Exercise description:
All lines in which the word "React" occurs are to be extracted.

------------

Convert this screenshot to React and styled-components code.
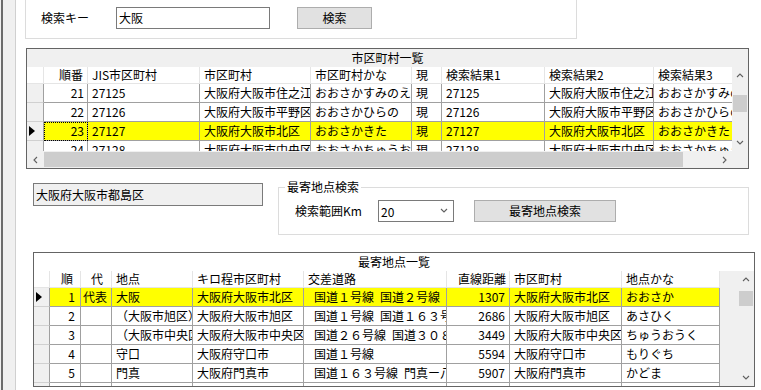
import React from 'react';
import styled, { createGlobalStyle } from 'styled-components';

const GlobalStyle = createGlobalStyle`
  html, body {
    margin: 0;
    padding: 0;
    background: #fff;
  }
  body {
    font-family: "Noto Sans CJK JP", "Noto Sans", sans-serif;
    font-size: 12px;
    color: #000;
  }
  * {
    box-sizing: border-box;
  }
`;

const Window = styled.div`
  display: flex;
  width: 761px;
  height: 390px;
  overflow: hidden;
  background: #fff;
`;

const SideStrip = styled.div`
  flex: 0 0 16px;
  background: linear-gradient(
    to right,
    #f0f0f0 0 1px,
    #6b6b6b 1px 3px,
    #f0f0f0 3px 15px,
    #d0d0d0 15px 16px
  );
`;

const Content = styled.div`
  flex: 1;
  display: flex;
  flex-direction: column;
  align-items: flex-start;
`;

/* ---------- top search group ---------- */

const KeyGroup = styled.div`
  margin-left: 9px;
  width: 552px;
  height: 39px;
  border: 1px solid #dcdcdc;
  border-top: none;
  display: flex;
  align-items: flex-start;
  padding: 7px 0 0 15px;
`;

const FieldLabel = styled.div`
  flex: 0 0 ${p => p.$width}px;
  line-height: 22px;
  white-space: nowrap;
`;

const TextBox = styled.div`
  width: ${p => p.$width}px;
  height: ${p => p.$height || 22}px;
  margin-top: ${p => p.$top || 0}px;
  border: 1px solid #7a7a7a;
  background: ${p => (p.$readOnly ? '#f0f0f0' : '#fff')};
  padding-left: 2px;
  line-height: ${p => (p.$height || 22) - 2}px;
  white-space: nowrap;
  overflow: hidden;
`;

const Button = styled.div`
  width: ${p => p.$width}px;
  height: 22px;
  margin-left: ${p => p.$gap}px;
  background: #e1e1e1;
  border: 1px solid #adadad;
  text-align: center;
  line-height: 20px;
  white-space: nowrap;
`;

/* ---------- data grid ---------- */

const Frame = styled.div`
  margin-left: ${p => p.$left}px;
  margin-top: ${p => p.$top}px;
  width: ${p => p.$width}px;
  height: ${p => p.$height}px;
  border: 1px solid #646464;
  display: flex;
  flex-direction: column;
  overflow: hidden;
  background: #f0f0f0;
`;

const TitleBand = styled.div`
  flex: 0 0 ${p => p.$h}px;
  background: ${p => p.$bg};
  text-align: center;
  line-height: ${p => p.$h}px;
`;

const GridBody = styled.div`
  flex: 1;
  min-height: 0;
  display: grid;
  grid-template-columns: 1fr 16px;
  grid-template-rows: ${p => (p.$hasH ? '1fr 17px' : '1fr')};
`;

const Viewport = styled.div`
  overflow: hidden;
  min-width: 0;
  min-height: 0;
`;

const Row = styled.div`
  display: grid;
  width: max-content;
  grid-template-columns: ${p => p.$cols};
`;

const HeadCell = styled.div`
  height: ${p => p.$h}px;
  line-height: ${p => p.$h - 1}px;
  background: #fff;
  border-right: 1px solid #e5e5e5;
  border-bottom: 1px solid #e5e5e5;
  text-align: ${p => p.$align || 'left'};
  padding: ${p => (p.$align === 'right' ? `0 ${p.$pad ?? 4}px 0 0` : '0 0 0 4px')};
  white-space: nowrap;
  overflow: hidden;
`;

const RowHead = styled.div`
  height: 19px;
  background: #f0f0f0;
  border-right: 1px solid #a0a0a0;
  border-bottom: 1px solid #d0d0d0;
  display: flex;
  align-items: center;
  padding-left: 2px;
`;

const Cell = styled.div`
  height: 19px;
  line-height: 18px;
  background: ${p => (p.$selected ? '#ffff00' : '#fff')};
  border-right: 1px solid #a0a0a0;
  border-bottom: 1px solid #a0a0a0;
  text-align: ${p => p.$align || 'left'};
  padding: ${p => (p.$align === 'right' ? `0 ${p.$pad ?? 3}px 0 0` : '0 0 0 4px')};
  white-space: pre;
  overflow: hidden;
  outline: ${p => (p.$focus ? '1px dotted #000' : 'none')};
  outline-offset: -1px;
`;

/* ---------- scroll bars ---------- */

const VBar = styled.div`
  display: flex;
  flex-direction: column;
  background: #f0f0f0;
  min-height: 0;
`;

const HBar = styled.div`
  display: flex;
  background: #f0f0f0;
  min-width: 0;
`;

const ArrowButton = styled.div`
  flex: 0 0 17px;
  display: flex;
  align-items: center;
  justify-content: center;
`;

const VTrack = styled.div`
  flex: 1;
  padding: ${p => p.$offset}px 1px 0;
`;

const HTrack = styled.div`
  flex: 1;
  padding: 1px 0 1px ${p => p.$offset}px;
`;

const Thumb = styled.div`
  background: #cdcdcd;
  width: ${p => (p.$horizontal ? `${p.$size}px` : '100%')};
  height: ${p => (p.$horizontal ? '100%' : `${p.$size}px`)};
`;

const Corner = styled.div`
  background: #f0f0f0;
`;

const Chevron = ({ dir }) => {
  const pts = {
    up: '1,5 4,2 7,5',
    down: '1,2 4,5 7,2',
    left: '5,1 2,4 5,7',
    right: '3,1 6,4 3,7',
  }[dir];
  return (
    <svg width="8" height="8" viewBox="0 0 8 8">
      <polyline points={pts} fill="none" stroke="#606060" strokeWidth="1.1" />
    </svg>
  );
};

const Marker = () => (
  <svg width="6" height="10" viewBox="0 0 6 10">
    <polygon points="0,0 6,5 0,10" fill="#000" />
  </svg>
);

function VScrollBar({ offset, size }) {
  return (
    <VBar>
      <ArrowButton><Chevron dir="up" /></ArrowButton>
      <VTrack $offset={offset}><Thumb $size={size} /></VTrack>
      <ArrowButton><Chevron dir="down" /></ArrowButton>
    </VBar>
  );
}

function HScrollBar({ offset, size }) {
  return (
    <HBar>
      <ArrowButton><Chevron dir="left" /></ArrowButton>
      <HTrack $offset={offset}><Thumb $horizontal $size={size} /></HTrack>
      <ArrowButton><Chevron dir="right" /></ArrowButton>
    </HBar>
  );
}

function DataGrid({
  title, titleBg, titleHeight, headHeight, rowHeadWidth, columns, rows,
  selected, focusKey, left, top, width, height, vThumb, hThumb,
}) {
  const cols = [rowHeadWidth, ...columns.map(c => c.width)].map(w => `${w}px`).join(' ');
  return (
    <Frame $left={left} $top={top} $width={width} $height={height}>
      <TitleBand $bg={titleBg} $h={titleHeight}>{title}</TitleBand>
      <GridBody $hasH={!!hThumb}>
        <Viewport>
          <Row $cols={cols}>
            <HeadCell $h={headHeight} />
            {columns.map(c => (
              <HeadCell key={c.key} $h={headHeight} $align={c.align} $pad={c.headPad}>
                {c.label}
              </HeadCell>
            ))}
          </Row>
          {rows.map((r, i) => (
            <Row key={i} $cols={cols}>
              <RowHead>{i === selected && <Marker />}</RowHead>
              {columns.map(c => (
                <Cell
                  key={c.key}
                  $align={c.align}
                  $pad={c.pad}
                  $selected={i === selected}
                  $focus={i === selected && c.key === focusKey}
                >
                  {r[c.key] || ''}
                </Cell>
              ))}
            </Row>
          ))}
        </Viewport>
        <VScrollBar offset={vThumb.offset} size={vThumb.size} />
        {hThumb && <HScrollBar offset={hThumb.offset} size={hThumb.size} />}
        {hThumb && <Corner />}
      </GridBody>
    </Frame>
  );
}

/* ---------- nearest point group ---------- */

const MidRow = styled.div`
  display: flex;
  align-items: flex-start;
  margin: 11px 0 0 17px;
`;

const GroupBox = styled.fieldset`
  margin: 0 0 0 15px;
  width: 471px;
  border: 1px solid #dcdcdc;
  padding: 0 0 12px 6px;
  min-inline-size: 0;
`;

const GroupTitle = styled.legend`
  padding: 0 2px;
  line-height: 14px;
  font-size: 12px;
`;

const GroupRow = styled.div`
  display: flex;
  align-items: center;
  margin: 6px 0 0 10px;
`;

const Combo = styled.div`
  width: 76px;
  height: 22px;
  border: 1px solid #7a7a7a;
  background: #fff;
  display: flex;
  align-items: center;
  justify-content: space-between;
  padding: 0 5px 0 2px;
`;

/* ---------- data ---------- */

const cityColumns = [
  { key: 'no', label: '順番', width: 44, align: 'right', pad: 3, headPad: 4 },
  { key: 'jis', label: 'JIS市区町村', width: 112 },
  { key: 'city', label: '市区町村', width: 111 },
  { key: 'kana', label: '市区町村かな', width: 101 },
  { key: 'cur', label: '現', width: 30 },
  { key: 'r1', label: '検索結果1', width: 103 },
  { key: 'r2', label: '検索結果2', width: 109 },
  { key: 'r3', label: '検索結果3', width: 100 },
];

const cityRows = [
  { no: '21', jis: '27125', city: '大阪府大阪市住之江区', kana: 'おおさかすみのえく', cur: '現', r1: '27125', r2: '大阪府大阪市住之江区', r3: 'おおさかすみのえく' },
  { no: '22', jis: '27126', city: '大阪府大阪市平野区', kana: 'おおさかひらの', cur: '現', r1: '27126', r2: '大阪府大阪市平野区', r3: 'おおさかひらの' },
  { no: '23', jis: '27127', city: '大阪府大阪市北区', kana: 'おおさかきた', cur: '現', r1: '27127', r2: '大阪府大阪市北区', r3: 'おおさかきた' },
  { no: '24', jis: '27128', city: '大阪府大阪市中央区', kana: 'おおさかちゅうおう', cur: '現', r1: '27128', r2: '大阪府大阪市中央区', r3: 'おおさかちゅうおう' },
];

const pointColumns = [
  { key: 'no', label: '順', width: 31, align: 'right', pad: 5, headPad: 7 },
  { key: 'rep', label: '代', width: 31, align: 'right', pad: 4, headPad: 8 },
  { key: 'point', label: '地点', width: 81 },
  { key: 'kmCity', label: 'キロ程市区町村', width: 111 },
  { key: 'road', label: '交差道路', width: 143 },
  { key: 'dist', label: '直線距離', width: 63, align: 'right', pad: 4, headPad: 3 },
  { key: 'city', label: '市区町村', width: 112 },
  { key: 'kana', label: '地点かな', width: 98 },
];

const pointRows = [
  { no: '1', rep: '代表', point: '大阪', kmCity: '大阪府大阪市北区', road: '\u2002国道１号線\u2002国道２号線', dist: '1307', city: '大阪府大阪市北区', kana: 'おおさか' },
  { no: '2', point: '（大阪市旭区）', kmCity: '大阪府大阪市旭区', road: '\u2002国道１号線\u2002国道１６３号線', dist: '2686', city: '大阪府大阪市旭区', kana: 'あさひく' },
  { no: '3', point: '（大阪市中央区）', kmCity: '大阪府大阪市中央区', road: '\u2002国道２６号線\u2002国道３０８号線', dist: '3449', city: '大阪府大阪市中央区', kana: 'ちゅうおうく' },
  { no: '4', point: '守口', kmCity: '大阪府守口市', road: '\u2002国道１号線', dist: '5594', city: '大阪府守口市', kana: 'もりぐち' },
  { no: '5', point: '門真', kmCity: '大阪府門真市', road: '\u2002国道１６３号線\u2002門真ー八尾線', dist: '5907', city: '大阪府門真市', kana: 'かどま' },
  {},
];

export default function App() {
  return (
    <>
      <GlobalStyle />
      <Window>
        <SideStrip />
        <Content>
          <KeyGroup>
            <FieldLabel $width={75}>検索キー</FieldLabel>
            <TextBox $width={154}>大阪</TextBox>
            <Button $width={75} $gap={27}>検索</Button>
          </KeyGroup>

          <DataGrid
            title="市区町村一覧"
            titleBg="#f0f0f0"
            titleHeight={18}
            headHeight={17}
            rowHeadWidth={17}
            columns={cityColumns}
            rows={cityRows}
            selected={2}
            focusKey="no"
            left={10}
            top={9}
            width={723}
            height={121}
            vThumb={{ offset: 11, size: 17 }}
            hThumb={{ offset: 0, size: 639 }}
          />

          <MidRow>
            <TextBox $width={230} $height={23} $top={3} $readOnly>大阪府大阪市都島区</TextBox>
            <GroupBox>
              <GroupTitle>最寄地点検索</GroupTitle>
              <GroupRow>
                <FieldLabel $width={83}>検索範囲Km</FieldLabel>
                <Combo>
                  <span>20</span>
                  <Chevron dir="down" />
                </Combo>
                <Button $width={142} $gap={20}>最寄地点検索</Button>
              </GroupRow>
            </GroupBox>
          </MidRow>

          <DataGrid
            title="最寄地点一覧"
            titleBg="#fff"
            titleHeight={18}
            headHeight={17}
            rowHeadWidth={16}
            columns={pointColumns}
            rows={pointRows}
            selected={0}
            left={17}
            top={17}
            width={722}
            height={135}
            vThumb={{ offset: 3, size: 15 }}
          />
        </Content>
      </Window>
    </>
  );
}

------------

The response:
Convert this screenshot to React and styled-components code.
import React from 'react';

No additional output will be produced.